There are several ways to calculate the “distance” between clusters when one or the two clusters have more than one item.

This is called “linkage”.

The most simple way is using each cluster “center” (this means no linkage occurs).

Other linkage styles implemented:

lmSingle

Also called “minimum”.

The distance between cluster A and B is the minimum distance between all items in cluster A and all items in cluster B.

lmComplete

Also called “maximum”.

The distance between cluster A and B is the maximum distance between all items in cluster A and all items in cluster B.

lmAverage

The distance between cluster A and B is the average distance between all items in cluster A and all items in cluster B.

lmWard

The result is the increase on “error sum of squares” when adding cluster B items to cluster A.

 

Calculation speed

Clustering is a slow process by nature.
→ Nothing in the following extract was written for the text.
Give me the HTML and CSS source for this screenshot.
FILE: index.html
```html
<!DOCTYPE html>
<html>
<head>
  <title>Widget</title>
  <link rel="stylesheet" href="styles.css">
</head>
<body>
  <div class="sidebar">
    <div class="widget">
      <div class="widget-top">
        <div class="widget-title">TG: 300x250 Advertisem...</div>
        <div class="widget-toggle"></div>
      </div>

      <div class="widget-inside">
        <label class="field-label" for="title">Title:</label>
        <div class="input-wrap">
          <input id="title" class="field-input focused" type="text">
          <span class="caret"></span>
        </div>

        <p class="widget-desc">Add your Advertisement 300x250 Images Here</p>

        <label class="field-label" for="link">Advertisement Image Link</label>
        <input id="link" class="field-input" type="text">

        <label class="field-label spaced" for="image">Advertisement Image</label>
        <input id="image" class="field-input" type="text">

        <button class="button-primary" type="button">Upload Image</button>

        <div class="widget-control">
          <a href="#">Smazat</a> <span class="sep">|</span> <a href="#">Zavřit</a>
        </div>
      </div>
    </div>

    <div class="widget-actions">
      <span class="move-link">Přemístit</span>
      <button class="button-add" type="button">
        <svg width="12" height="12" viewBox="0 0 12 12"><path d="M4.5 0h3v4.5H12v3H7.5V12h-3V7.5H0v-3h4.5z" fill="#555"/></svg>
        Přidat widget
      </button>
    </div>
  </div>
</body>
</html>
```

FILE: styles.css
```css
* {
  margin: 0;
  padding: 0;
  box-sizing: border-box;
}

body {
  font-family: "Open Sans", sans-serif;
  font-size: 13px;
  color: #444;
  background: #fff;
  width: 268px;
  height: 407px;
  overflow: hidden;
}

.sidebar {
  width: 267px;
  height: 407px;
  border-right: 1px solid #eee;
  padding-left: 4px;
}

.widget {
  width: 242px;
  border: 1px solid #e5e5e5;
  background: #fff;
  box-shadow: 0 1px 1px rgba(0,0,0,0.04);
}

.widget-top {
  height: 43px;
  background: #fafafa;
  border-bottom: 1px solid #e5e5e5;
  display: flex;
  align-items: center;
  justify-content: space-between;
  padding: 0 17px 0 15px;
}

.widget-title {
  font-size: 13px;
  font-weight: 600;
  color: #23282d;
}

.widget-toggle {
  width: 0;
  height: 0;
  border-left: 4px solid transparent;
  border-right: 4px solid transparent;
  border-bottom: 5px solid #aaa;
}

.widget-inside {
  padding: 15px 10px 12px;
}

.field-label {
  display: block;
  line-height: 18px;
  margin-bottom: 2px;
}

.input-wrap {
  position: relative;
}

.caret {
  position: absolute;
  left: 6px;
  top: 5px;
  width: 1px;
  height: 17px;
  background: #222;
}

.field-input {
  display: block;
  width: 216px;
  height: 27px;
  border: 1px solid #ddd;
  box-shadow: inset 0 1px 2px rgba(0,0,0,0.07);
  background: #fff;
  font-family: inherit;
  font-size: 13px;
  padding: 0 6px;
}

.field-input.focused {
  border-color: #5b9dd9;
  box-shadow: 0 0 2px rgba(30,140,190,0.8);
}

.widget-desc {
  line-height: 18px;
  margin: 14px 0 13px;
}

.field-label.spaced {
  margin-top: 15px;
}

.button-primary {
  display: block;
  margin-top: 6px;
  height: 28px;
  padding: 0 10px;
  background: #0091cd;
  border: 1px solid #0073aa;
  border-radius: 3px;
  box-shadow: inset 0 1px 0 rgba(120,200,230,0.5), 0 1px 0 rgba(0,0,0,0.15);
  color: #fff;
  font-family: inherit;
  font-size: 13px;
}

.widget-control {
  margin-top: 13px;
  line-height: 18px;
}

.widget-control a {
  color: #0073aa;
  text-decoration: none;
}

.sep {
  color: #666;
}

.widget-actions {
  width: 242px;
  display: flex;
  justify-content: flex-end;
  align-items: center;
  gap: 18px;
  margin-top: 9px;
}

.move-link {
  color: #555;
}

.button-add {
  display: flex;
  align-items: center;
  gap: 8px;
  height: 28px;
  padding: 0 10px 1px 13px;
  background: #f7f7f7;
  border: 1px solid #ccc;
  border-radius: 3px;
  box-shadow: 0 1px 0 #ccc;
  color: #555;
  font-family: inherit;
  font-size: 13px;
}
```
Each clustering method has different performance bottlenecks, proportional to the number of input data items.

The TeeClustering.pas unit has been greatly fine-tuned to optimize the speed of each algorithm, although much work is needed to find more advanced techniques that require less CPU cycles.

The QT Threshold algorithm benefits of parallelism, when multiple CPUs can be used together.

Speed examples (revisited):

(Time in milliseconds, Windows 8.1 x64 on Intel i7 4770 @ 3.4Ghz)

IDE XE8 Delphi, Win32, 5000 data points

Algorithm      Single CPU   Multiple CPU

K-Means              47                     31
Hierarchical    4328                4156
QT                     2859                  703

Notes:

x64 bit executables are a little bit faster than 32bit.

Speed is also very dependant on the “distance” calculation method that is used to compare data.  The default Euclidean calculation has a quite big CPU cost as it calculates the Hypotenuse between two data XY value pairs.